Of the three scenarios described, FPGAs can be quite useful for the second scenario – new architecture that also require an overhaul of the software stack. If we were to re-do the TRIPS project with today’s available high-end FPGAs, an FPGA prototype may be sufficient. FPGAs are perhaps not that useful for startups, because they often can’t provide power-performance quality of design metrics equivalent to ASICs. They are least useful for the first scenario because it is hard to emulate physical characteristics in an FPGA.
As the Catapult project from Microsoft shows, high-end FPGA are making their way into massive datacenter deployments. Amazon’s EC2 now offers an FPGA instance. These projects open up enormous opportunity to prototype ideas at scale for cloud workloads, which has traditionally been impossible for most researchers due to the staggering cost of building ASICs for 200-600 mm2 dies. On the other hand, small ASICs targeting mobile/IoT systems are well within the capabilities of most academic groups.”
Doug Burger “It’s not just simulation or prototyping. There are three buckets: modelling, simulation, and prototyping. In many scenarios modelling is sufficient – think how many times you have used Amdahl’s law or Little’s law. However as system complexity grows, simulations become more important. Simulations are really useful when the paradigm is well understood and researchers have a good mental model. SimpleScalar is a great example. Everyone knew how an out-of-order core works. Simulations were good to evaluate techniques which extending it or improving it.
Final bucket: prototyping. Prototyping is useful for several reasons, primarily because it lowers the levels of abstractions. First, to capture lower-level RTL complexity or physical design speed or power or other design aspects which are “abstracted away” in simulators. Second, training of students and faculty. Prototyping gives a deep understanding and researchers develop an intuition for future design- what will work well in hardware. Third, the pressure to tape-out leads to rigorous verification of design. Fourth, understanding the phenomena at scale. Prototyping produces fast hardware on which you can run complex software. This is essential for modern, beyond the SPEC world. Further, prototyping allows you to study large scale distributed systems. The Catapult project distributed hardware prototypes over 1632 servers, in a real datacenter. Physical deployment at scale brings forth interesting challenges and problems which can’t be understood by using single node systems or mimicking few number of nodes. Simulations are too slow to mimic large scale. Fifth, prototyping builds confidence, trust and leads the way to commercial impact. This is especially necessary for weird, unconventional architectures where there is a fear of not knowing the unknowns.”

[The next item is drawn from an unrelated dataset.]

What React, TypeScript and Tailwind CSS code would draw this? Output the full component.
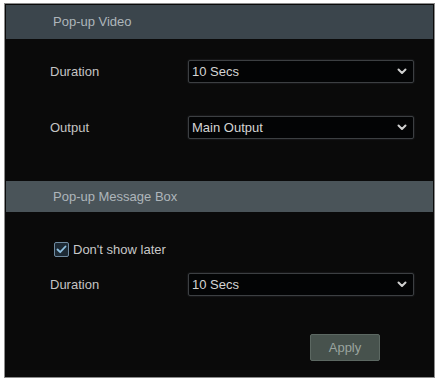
const font = { fontFamily: '"Liberation Sans", Arial, sans-serif' }

function Chevron() {
  return (
    <svg width="10" height="7" viewBox="0 0 10 7" className="shrink-0">
      <path d="M1.5 1.5 L5 5 L8.5 1.5" fill="none" stroke="#d0d0d0" strokeWidth="2" strokeLinecap="round" strokeLinejoin="round" />
    </svg>
  )
}

function SelectBox({ value }: { value: string }) {
  return (
    <div className="flex h-[23px] w-[226px] items-center justify-between rounded-[2px] border border-[#3c3f42] bg-[#030405] pl-[3px] pr-[6px] shadow-[0_0_2px_rgba(120,130,140,0.35)]">
      <span className="text-[13px] text-[#d4d4d4]">{value}</span>
      <Chevron />
    </div>
  )
}

function Row({ label, value }: { label: string; value: string }) {
  return (
    <div className="flex items-center">
      <span className="w-[182px] shrink-0 pl-[44px] text-[13px] text-[#c4c4c4]">{label}</span>
      <SelectBox value={value} />
    </div>
  )
}

function SectionHeader({ title, tall }: { title: string; tall?: boolean }) {
  return (
    <div
      className={
        tall
          ? 'flex h-[34px] items-center bg-[#3b454c] pl-[47px] text-[13px] text-[#aeb6bb]'
          : 'flex h-[31px] items-center bg-[#4a5459] pl-[47px] text-[13px] text-[#aeb6bb]'
      }
    >
      {title}
    </div>
  )
}

export default function App() {
  return (
    <div className="h-[381px] w-[437px] bg-white pl-[4px] pt-[3px]" style={font}>
      <div className="flex h-[375px] w-[431px] flex-col border border-[#8c8c8c] bg-[#0a0a0a] p-[1px]">
        <SectionHeader title="Pop-up Video" tall />

        <div className="mt-[21px]">
          <Row label="Duration" value="10 Secs" />
        </div>
        <div className="mt-[33px]">
          <Row label="Output" value="Main Output" />
        </div>

        <div className="mt-[42px]">
          <SectionHeader title="Pop-up Message Box" />
        </div>

        <div className="ml-[48px] mt-[30px] flex h-[15px] items-center gap-[4px]">
          <div className="flex h-[15px] w-[15px] items-center justify-center rounded-[2px] border border-[#6f8aa0] bg-[#1d2a35]">
            <svg width="11" height="9" viewBox="0 0 11 9">
              <path d="M1.5 4.5 L4.2 7.2 L9.5 1.5" fill="none" stroke="#8fc0e0" strokeWidth="1.8" strokeLinecap="round" strokeLinejoin="round" />
            </svg>
          </div>
          <span className="text-[13px] text-[#c8c8c8]">Don't show later</span>
        </div>

        <div className="mt-[16px]">
          <Row label="Duration" value="10 Secs" />
        </div>

        <div className="mt-[38px] flex pl-[304px]">
          <div className="flex h-[27px] w-[70px] items-center justify-center rounded-[2px] border border-[#5c6862] bg-[#47524d] text-[13px] text-[#9aa49f]">
            Apply
          </div>
        </div>
      </div>
    </div>
  )
}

Lieven Eeckhout “There is no single tool or methodology that fits all needs. We need to pick the right tool for the job. For some experiments, this may be cycle-accurate simulation. For others, this may be hardware prototyping. For yet other experiments, this may be analytical modeling. The key point is to make sure the methodology is appropriate and drives the architect in the right direction. An inappropriate methodology may lead to misleading or even incorrect conclusions.
For chip-level or system-level performance evaluation, I’d argue for raising the level of abstraction in architectural simulation. Cycle-accurate simulation is simply too slow to simulate the entire chip or system. Ironically, the level of detail gets in the way of accuracy, i.e., because the simulator is so detailed, it is extremely slow and hence one cannot use the tool to simulate large systems nor can one simulate a representative long-running workload. Hardware prototyping using FPGAs enables modeling large systems at a sufficiently high simulation speed, however, simulator development and setup time may be impractical.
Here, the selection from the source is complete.